PROBLEM REQUIREMENTS: In the entries below, find the lines that contain the word "screenshot" and copy them.

Interface markup and scripts:

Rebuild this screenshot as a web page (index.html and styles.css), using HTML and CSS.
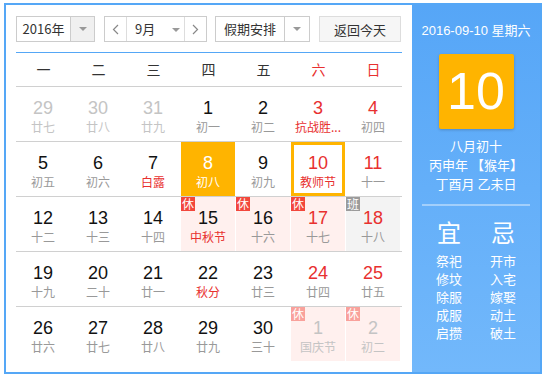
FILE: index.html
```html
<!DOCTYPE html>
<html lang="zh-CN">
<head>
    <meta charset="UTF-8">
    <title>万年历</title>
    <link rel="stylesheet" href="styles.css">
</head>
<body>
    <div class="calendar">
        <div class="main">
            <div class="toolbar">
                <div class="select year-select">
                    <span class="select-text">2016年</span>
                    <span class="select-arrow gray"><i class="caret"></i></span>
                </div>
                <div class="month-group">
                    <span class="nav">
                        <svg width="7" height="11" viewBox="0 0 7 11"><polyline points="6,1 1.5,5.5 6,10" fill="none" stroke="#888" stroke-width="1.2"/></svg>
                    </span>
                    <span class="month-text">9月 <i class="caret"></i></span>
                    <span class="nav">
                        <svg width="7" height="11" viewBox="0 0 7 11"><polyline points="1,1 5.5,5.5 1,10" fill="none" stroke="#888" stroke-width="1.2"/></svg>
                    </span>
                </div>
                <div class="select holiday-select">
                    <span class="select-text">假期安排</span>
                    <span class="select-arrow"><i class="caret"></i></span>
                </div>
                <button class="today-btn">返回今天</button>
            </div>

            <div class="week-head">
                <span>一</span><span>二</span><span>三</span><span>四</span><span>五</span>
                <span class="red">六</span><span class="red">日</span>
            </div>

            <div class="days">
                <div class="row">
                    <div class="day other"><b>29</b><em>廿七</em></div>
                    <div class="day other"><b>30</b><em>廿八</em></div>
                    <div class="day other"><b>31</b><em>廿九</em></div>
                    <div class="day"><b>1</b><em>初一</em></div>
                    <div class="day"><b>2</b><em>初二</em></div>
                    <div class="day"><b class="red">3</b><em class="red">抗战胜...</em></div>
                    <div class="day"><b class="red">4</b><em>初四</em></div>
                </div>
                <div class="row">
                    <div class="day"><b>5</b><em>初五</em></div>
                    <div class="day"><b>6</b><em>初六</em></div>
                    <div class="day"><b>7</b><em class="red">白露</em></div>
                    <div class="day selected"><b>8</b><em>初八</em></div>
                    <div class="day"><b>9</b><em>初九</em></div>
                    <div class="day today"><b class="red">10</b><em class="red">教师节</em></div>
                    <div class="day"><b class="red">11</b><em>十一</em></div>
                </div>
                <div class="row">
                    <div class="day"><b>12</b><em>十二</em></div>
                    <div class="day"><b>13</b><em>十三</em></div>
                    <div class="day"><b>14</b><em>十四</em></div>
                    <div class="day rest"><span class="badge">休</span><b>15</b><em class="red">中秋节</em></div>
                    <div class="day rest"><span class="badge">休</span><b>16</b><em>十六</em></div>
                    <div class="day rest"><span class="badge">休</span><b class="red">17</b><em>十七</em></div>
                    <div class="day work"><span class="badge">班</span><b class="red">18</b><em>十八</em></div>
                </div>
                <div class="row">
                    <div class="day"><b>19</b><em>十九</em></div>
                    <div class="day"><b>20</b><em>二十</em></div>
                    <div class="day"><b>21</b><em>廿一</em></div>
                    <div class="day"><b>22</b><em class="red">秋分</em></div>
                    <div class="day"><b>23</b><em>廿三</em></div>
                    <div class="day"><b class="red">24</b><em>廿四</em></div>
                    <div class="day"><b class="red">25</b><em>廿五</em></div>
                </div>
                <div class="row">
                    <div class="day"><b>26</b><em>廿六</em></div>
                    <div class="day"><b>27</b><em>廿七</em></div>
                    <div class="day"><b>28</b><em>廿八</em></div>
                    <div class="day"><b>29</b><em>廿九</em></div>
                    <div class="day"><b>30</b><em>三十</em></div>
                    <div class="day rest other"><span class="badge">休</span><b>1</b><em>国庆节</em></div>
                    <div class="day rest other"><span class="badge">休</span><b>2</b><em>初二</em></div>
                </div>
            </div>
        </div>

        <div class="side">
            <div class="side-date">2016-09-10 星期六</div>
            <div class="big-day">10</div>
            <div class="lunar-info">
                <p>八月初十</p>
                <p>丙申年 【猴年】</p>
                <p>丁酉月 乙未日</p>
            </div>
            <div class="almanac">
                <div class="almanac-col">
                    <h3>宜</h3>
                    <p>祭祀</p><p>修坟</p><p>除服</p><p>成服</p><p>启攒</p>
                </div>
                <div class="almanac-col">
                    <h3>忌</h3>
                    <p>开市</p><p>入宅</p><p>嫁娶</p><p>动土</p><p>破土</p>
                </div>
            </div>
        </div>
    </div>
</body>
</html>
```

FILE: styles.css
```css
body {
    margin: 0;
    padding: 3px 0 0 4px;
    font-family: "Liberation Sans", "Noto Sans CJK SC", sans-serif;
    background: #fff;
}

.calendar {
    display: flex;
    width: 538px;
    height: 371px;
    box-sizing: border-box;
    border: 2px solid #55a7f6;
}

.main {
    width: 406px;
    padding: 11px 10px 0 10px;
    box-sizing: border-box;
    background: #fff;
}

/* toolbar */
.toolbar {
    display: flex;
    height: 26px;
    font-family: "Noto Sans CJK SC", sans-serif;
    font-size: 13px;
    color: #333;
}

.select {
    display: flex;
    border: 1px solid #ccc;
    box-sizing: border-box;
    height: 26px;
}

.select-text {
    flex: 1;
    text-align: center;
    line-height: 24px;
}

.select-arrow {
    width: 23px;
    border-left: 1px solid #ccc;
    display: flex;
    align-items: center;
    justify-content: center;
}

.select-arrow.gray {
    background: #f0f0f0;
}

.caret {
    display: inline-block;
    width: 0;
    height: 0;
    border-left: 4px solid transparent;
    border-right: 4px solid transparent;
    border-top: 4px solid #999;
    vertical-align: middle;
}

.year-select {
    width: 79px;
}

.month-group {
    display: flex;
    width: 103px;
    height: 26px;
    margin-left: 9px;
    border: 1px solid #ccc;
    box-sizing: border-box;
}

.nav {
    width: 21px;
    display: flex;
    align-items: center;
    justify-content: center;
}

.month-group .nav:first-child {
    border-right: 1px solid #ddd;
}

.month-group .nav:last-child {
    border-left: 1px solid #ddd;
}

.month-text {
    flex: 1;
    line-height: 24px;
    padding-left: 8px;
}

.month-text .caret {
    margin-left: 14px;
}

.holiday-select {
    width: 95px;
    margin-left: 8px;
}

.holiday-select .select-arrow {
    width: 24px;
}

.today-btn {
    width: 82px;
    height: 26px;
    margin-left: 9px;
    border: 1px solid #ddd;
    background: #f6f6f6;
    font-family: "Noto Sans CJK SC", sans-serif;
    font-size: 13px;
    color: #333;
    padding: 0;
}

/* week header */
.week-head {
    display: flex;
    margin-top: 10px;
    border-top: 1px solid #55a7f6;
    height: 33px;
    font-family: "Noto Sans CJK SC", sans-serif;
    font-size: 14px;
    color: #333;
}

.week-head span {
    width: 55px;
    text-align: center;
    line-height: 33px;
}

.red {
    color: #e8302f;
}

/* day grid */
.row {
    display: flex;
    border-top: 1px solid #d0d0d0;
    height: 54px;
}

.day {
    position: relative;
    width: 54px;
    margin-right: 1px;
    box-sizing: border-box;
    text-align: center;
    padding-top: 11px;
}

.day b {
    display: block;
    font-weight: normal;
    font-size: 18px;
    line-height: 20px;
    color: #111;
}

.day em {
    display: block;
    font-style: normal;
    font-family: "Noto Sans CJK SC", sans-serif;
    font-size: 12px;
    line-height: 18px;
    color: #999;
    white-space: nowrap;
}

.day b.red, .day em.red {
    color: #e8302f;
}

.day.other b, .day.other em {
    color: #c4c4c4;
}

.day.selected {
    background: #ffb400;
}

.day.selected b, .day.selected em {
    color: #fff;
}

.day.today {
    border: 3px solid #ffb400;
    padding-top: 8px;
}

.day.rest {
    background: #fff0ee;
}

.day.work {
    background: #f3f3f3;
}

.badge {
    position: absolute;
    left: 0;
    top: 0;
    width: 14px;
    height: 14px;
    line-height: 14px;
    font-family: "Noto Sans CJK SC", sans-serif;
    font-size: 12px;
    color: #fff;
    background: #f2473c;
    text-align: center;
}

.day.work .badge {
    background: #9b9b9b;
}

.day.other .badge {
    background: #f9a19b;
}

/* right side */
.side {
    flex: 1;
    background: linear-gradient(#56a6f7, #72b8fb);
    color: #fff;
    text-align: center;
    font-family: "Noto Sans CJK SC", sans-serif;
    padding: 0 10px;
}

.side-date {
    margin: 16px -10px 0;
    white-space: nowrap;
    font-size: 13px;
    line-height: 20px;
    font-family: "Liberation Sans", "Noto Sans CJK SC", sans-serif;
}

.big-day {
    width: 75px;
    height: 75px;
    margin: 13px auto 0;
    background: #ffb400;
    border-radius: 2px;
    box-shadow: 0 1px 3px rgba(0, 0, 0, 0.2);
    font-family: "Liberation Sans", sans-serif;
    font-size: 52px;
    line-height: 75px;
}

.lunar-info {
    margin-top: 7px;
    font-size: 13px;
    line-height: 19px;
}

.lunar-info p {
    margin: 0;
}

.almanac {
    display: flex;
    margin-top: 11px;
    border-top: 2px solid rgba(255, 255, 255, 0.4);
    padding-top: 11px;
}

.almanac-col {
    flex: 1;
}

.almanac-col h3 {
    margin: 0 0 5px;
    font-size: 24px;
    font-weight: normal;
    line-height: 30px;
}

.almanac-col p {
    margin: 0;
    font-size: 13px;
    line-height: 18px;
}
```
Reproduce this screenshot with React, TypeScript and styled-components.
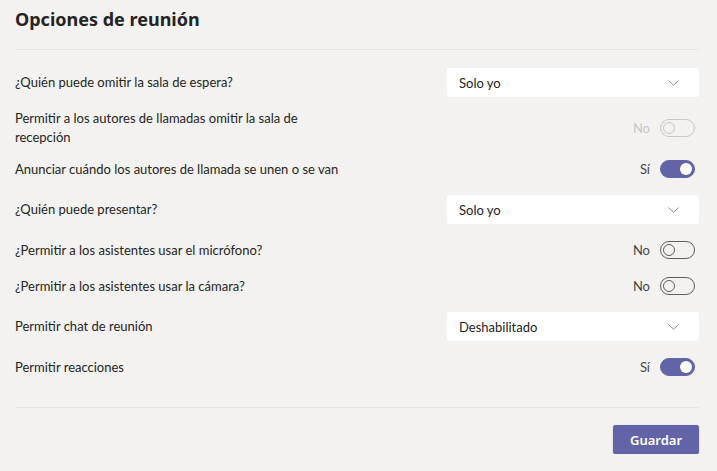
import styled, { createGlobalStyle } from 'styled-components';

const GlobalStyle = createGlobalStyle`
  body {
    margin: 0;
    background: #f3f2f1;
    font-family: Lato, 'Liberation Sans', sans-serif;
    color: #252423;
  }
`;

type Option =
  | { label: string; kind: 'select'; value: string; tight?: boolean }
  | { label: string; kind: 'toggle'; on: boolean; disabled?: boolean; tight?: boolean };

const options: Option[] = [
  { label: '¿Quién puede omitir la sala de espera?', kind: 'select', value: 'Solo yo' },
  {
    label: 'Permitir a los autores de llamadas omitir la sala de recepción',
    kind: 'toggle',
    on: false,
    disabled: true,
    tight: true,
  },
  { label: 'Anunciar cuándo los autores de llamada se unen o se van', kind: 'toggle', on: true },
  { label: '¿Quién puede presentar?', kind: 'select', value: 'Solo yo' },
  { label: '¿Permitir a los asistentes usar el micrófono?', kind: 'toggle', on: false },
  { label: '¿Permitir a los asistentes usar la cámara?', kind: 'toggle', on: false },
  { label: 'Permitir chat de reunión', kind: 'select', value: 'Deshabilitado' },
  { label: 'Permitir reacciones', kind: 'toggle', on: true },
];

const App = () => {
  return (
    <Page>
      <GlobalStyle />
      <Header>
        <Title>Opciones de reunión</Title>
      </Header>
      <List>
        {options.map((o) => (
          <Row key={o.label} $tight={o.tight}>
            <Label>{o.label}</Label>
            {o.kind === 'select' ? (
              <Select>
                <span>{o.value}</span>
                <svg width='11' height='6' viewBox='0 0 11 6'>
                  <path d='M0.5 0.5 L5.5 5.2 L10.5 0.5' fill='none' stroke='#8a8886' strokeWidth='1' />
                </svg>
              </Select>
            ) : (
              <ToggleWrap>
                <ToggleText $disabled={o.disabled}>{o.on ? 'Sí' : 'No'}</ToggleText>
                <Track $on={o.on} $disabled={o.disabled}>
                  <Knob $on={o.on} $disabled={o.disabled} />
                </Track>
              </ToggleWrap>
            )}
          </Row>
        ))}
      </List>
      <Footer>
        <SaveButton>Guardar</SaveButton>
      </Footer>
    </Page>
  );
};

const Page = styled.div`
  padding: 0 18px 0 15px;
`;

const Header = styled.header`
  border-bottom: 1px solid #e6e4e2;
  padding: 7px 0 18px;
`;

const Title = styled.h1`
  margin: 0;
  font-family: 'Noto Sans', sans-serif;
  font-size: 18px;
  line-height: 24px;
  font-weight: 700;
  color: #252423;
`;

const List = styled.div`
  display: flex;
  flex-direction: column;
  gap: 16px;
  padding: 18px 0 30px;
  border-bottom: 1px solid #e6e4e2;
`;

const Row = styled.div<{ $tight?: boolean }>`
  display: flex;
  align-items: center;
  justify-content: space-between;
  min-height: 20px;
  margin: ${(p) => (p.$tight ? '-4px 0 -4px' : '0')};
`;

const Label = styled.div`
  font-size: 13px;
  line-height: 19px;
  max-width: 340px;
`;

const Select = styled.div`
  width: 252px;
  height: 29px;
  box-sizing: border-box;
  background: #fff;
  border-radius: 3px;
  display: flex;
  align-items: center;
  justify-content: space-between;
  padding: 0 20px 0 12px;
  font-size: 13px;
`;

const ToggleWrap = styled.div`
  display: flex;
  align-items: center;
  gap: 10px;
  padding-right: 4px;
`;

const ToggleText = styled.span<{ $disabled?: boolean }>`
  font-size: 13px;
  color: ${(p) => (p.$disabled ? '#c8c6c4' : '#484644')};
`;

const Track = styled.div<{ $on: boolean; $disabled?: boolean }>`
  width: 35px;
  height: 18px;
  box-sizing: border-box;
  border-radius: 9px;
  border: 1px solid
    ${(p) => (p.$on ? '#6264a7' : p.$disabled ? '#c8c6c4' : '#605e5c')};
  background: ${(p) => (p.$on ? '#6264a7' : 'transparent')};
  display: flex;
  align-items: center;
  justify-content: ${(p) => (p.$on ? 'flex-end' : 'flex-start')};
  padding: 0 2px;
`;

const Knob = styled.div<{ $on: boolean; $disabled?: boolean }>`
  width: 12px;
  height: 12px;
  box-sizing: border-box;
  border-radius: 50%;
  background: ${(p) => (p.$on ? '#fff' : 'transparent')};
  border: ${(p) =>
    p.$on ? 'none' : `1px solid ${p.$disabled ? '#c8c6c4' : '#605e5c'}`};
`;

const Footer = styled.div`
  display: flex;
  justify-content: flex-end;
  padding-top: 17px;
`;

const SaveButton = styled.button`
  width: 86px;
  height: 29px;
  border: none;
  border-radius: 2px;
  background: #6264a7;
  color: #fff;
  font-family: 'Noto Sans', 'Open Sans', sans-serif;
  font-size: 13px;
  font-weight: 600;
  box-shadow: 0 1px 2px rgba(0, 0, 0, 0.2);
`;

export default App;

EXERCISE RESPONSE:
Rebuild this screenshot as a web page (index.html and styles.css), using HTML and CSS.
Reproduce this screenshot with React, TypeScript and styled-components.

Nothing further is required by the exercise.